This can be do with PAM (Pluggable Authentication Modules). Each program has its own configuration file in /etc/pam.d. This is what /etc/pam.d/sshd looks like by default:
#%PAM-1.0
auth required pam_stack.so
service=system-auth
auth required pam_nologin.so
account required pam_stack.so
service=system-auth
password required pam_stack.so
service=system-auth
session required pam_stack.so
service=system-auth
session required pam_loginuid.so
For consistency, Red Hat configures PAM so that all modules that provide system authentication use stacked authentication rules (/etc/pam.d/system-auth). Since we do not want the message to appear for any other service, we need to change /etc/pam.d/sshd only.

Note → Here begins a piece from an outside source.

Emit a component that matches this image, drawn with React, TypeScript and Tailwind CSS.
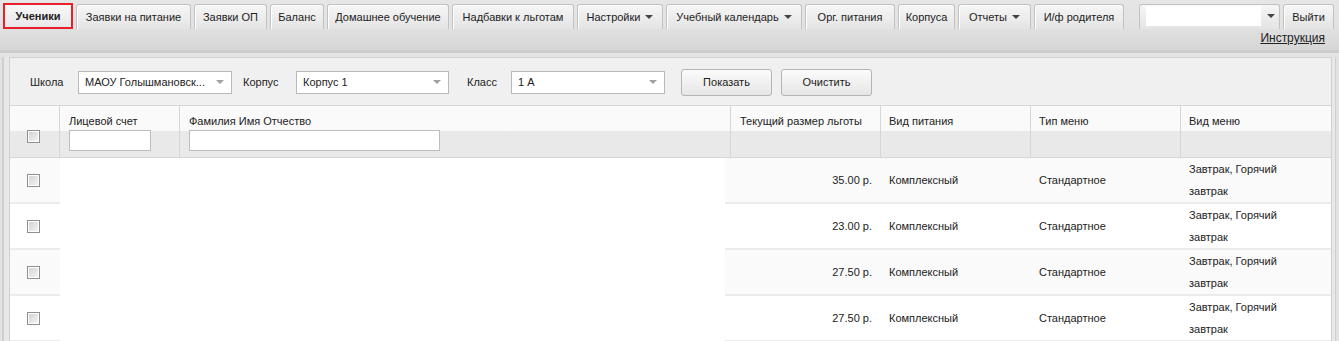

We will also add the pam_time lines to prevent SSH logins from 3 to 5 am. This is what it would look like:
#%PAM-1.0
account required pam_time.so
auth required pam_stack.so
service=system-auth
auth required pam_nologin.so
account required pam_stack.so
service=system-auth
password required pam_stack.so
service=system-auth
session required pam_stack.so
service=system-auth
session required pam_loginuid.so
session required pam_motd.so
motd=/etc/sshmotd
Now all we need to do is put the message of the day in /etc/sshmotd and add the following to /etc/security/time.conf:
sshd;*;*;!Al0300-0500
Note: We should be very careful with PAM, as it is a very powerful authentication mechanism that can lock even root out of the system. I recommend that you first try any changes in a testing environment.